In the future, then, instead of there being one dominant Western modernity (itself, of course, a pluralistic phenomenon), there will be many distinct modernities. It is clear that we have already entered this era of multiple modernities: by the middle of the century we will be firmly ensconced in it. Hitherto, we have lived in a Western-made and Western-dominated world, in which the economic, political and cultural traffic has been overwhelmingly one-directional, from the West to others. That is already beginning to change, becoming a two-way, or more precisely a multi-directional process. An interesting illustration of how the old pecking order is steadily being disrupted, even inverted, can be found in the world of cricket. Formerly, cricket was largely dominated by England, together with two former white settler colonies, Australia and New Zealand. But in 2008 India, which already accounted for around 80 per cent of the game’s revenues, established the Indian Premier League and its eight teams, representing various Indian cities and states, proceeded to sign up many of the world’s best cricketers, much to the chagrin of the English cricket authorities, who have always thought of themselves as the centre of the game. The future of cricket now manifestly belongs on the Indian subcontinent, where the character, flavour and evolution of the game will increasingly be determined. [419] If Manchester United and Liverpool enjoy a global fan base in football, then the likes of Punjab and Chennai may well blaze a similar trail in cricket.

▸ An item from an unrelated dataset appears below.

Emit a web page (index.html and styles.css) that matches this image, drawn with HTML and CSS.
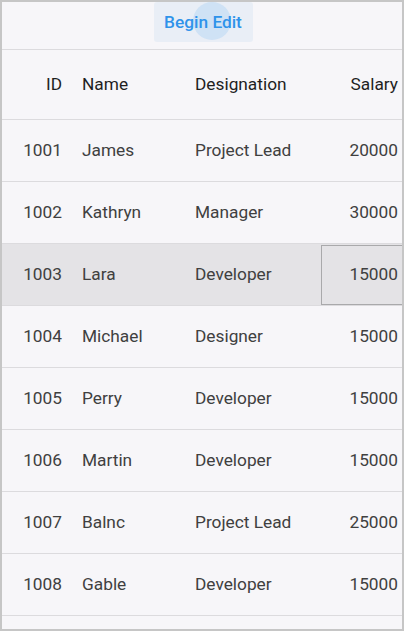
FILE: index.html
```html
<!DOCTYPE html>
<html>
<head>
<meta charset="utf-8">
<link rel="stylesheet" href="styles.css">
</head>
<body>
<div class="frame">
  <div class="toolbar">
    <button class="btn"><span class="ripple"></span><span class="btn-label">Begin Edit</span></button>
  </div>
  <div class="grid">
    <div class="row header">
      <div class="cell num">ID</div>
      <div class="cell">Name</div>
      <div class="cell">Designation</div>
      <div class="cell num last">Salary</div>
    </div>
    <div class="row"><div class="cell num">1001</div><div class="cell">James</div><div class="cell">Project Lead</div><div class="cell num last">20000</div></div>
    <div class="row"><div class="cell num">1002</div><div class="cell">Kathryn</div><div class="cell">Manager</div><div class="cell num last">30000</div></div>
    <div class="row selected"><div class="cell num">1003</div><div class="cell">Lara</div><div class="cell">Developer</div><div class="cell num last current">15000</div></div>
    <div class="row"><div class="cell num">1004</div><div class="cell">Michael</div><div class="cell">Designer</div><div class="cell num last">15000</div></div>
    <div class="row"><div class="cell num">1005</div><div class="cell">Perry</div><div class="cell">Developer</div><div class="cell num last">15000</div></div>
    <div class="row"><div class="cell num">1006</div><div class="cell">Martin</div><div class="cell">Developer</div><div class="cell num last">15000</div></div>
    <div class="row"><div class="cell num">1007</div><div class="cell">Balnc</div><div class="cell">Project Lead</div><div class="cell num last">25000</div></div>
    <div class="row"><div class="cell num">1008</div><div class="cell">Gable</div><div class="cell">Developer</div><div class="cell num last">15000</div></div>
  </div>
</div>
</body>
</html>
```
FILE: styles.css
```css
html, body {
  margin: 0;
  padding: 0;
}
body {
  font-family: Roboto, "Liberation Sans", sans-serif;
  background: #f7f6f9;
}
.frame {
  width: 404px;
  height: 631px;
  box-sizing: border-box;
  border: 2px solid #c6c6c6;
  background: #f7f6f9;
  overflow: hidden;
  display: flex;
  flex-direction: column;
}
.toolbar {
  height: 47px;
  display: flex;
  justify-content: center;
  align-items: flex-start;
}
.btn {
  position: relative;
  overflow: hidden;
  width: 99px;
  height: 40px;
  margin-left: 2px;
  border: none;
  border-radius: 3px;
  background: #e9eef6;
  padding: 0;
  font-family: Roboto, "Liberation Sans", sans-serif;
  font-size: 17.3px;
  font-weight: 500;
  color: #2f93ea;
  cursor: pointer;
}
.btn-label {
  position: relative;
}
.ripple {
  position: absolute;
  left: 39px;
  top: 0px;
  width: 38px;
  height: 38px;
  border-radius: 50%;
  background: #cfe2f5;
}
.grid {
  border-top: 1px solid #dcdbde;
}
.row {
  display: grid;
  grid-template-columns: 68px 113px 138px 81px;
  height: 62px;
  box-sizing: border-box;
  border-bottom: 1px solid #dcdbde;
  font-size: 17.3px;
  color: #404040;
}
.row.header {
  height: 70px;
  font-weight: 400;
  color: #1f1f1f;
}
.row.selected {
  background: #e4e3e6;
}
.cell {
  display: flex;
  align-items: center;
  padding-left: 12px;
  padding-bottom: 2px;
  white-space: nowrap;
}
.cell.num {
  justify-content: flex-end;
  padding-left: 0;
  padding-right: 8px;
}
.cell.last {
  padding-right: 4px;
}
.cell.current {
  border: 1px solid #a9a9ab;
  border-right: none;
  margin-top: 1px;
  padding-bottom: 3px;
}
```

The Age of the West was not only marked by economic and military dominance but by Western ascendancy in more or less every field, from culture and ideas to science and technology, painting and language to sport and medicine. Western hegemony meant anything associated with the West enjoyed a prestige and influence that other cultures did not. White skin colour has been preferred globally – in East Asia too, as we saw earlier in this chapter – because it was synonymous with Western power and wealth. Western-style clothes have been widely adopted for the same reason. English is the global lingua franca because of the overweening importance of the United States. The history of the West – in particular, the United States and Western Europe – is far more familiar to the rest of the world than that of any other country or region because the centrality of the West has meant that everyone else is obliged, or desires, to know about it. Western political values and ideas are the only ones that enjoy any kind of universalism for a similar reason. But now that the West is no longer the exclusive home of modernity, with the rest of the world cast in a state of pre-modernity, the global equation changes entirely. Hinduism will no more be a byword for backwardness. Nor will Indian clothes. It will no longer be possible to dismiss Chinese political traditions as an obsolete hangover from the days of the Middle Kingdom, nor equate the Western family with modernity and dismiss those of India and China as remnants of an agrarian age. To growing numbers of people outside the West, Chinese history will become as familiar as Western history is now, if not more so. The competition, in other words, between the West and the rest will no longer be fundamentally unequal, pitting modernity against tradition, but will take place on something that will increasingly resemble a level playing field, namely between different modernities. We can already see this in the corporate world, where Korean, Japanese and Chinese companies, bearing the characteristics of the cultures from which they emanate, compete with their rather different Western counterparts, often with considerable success.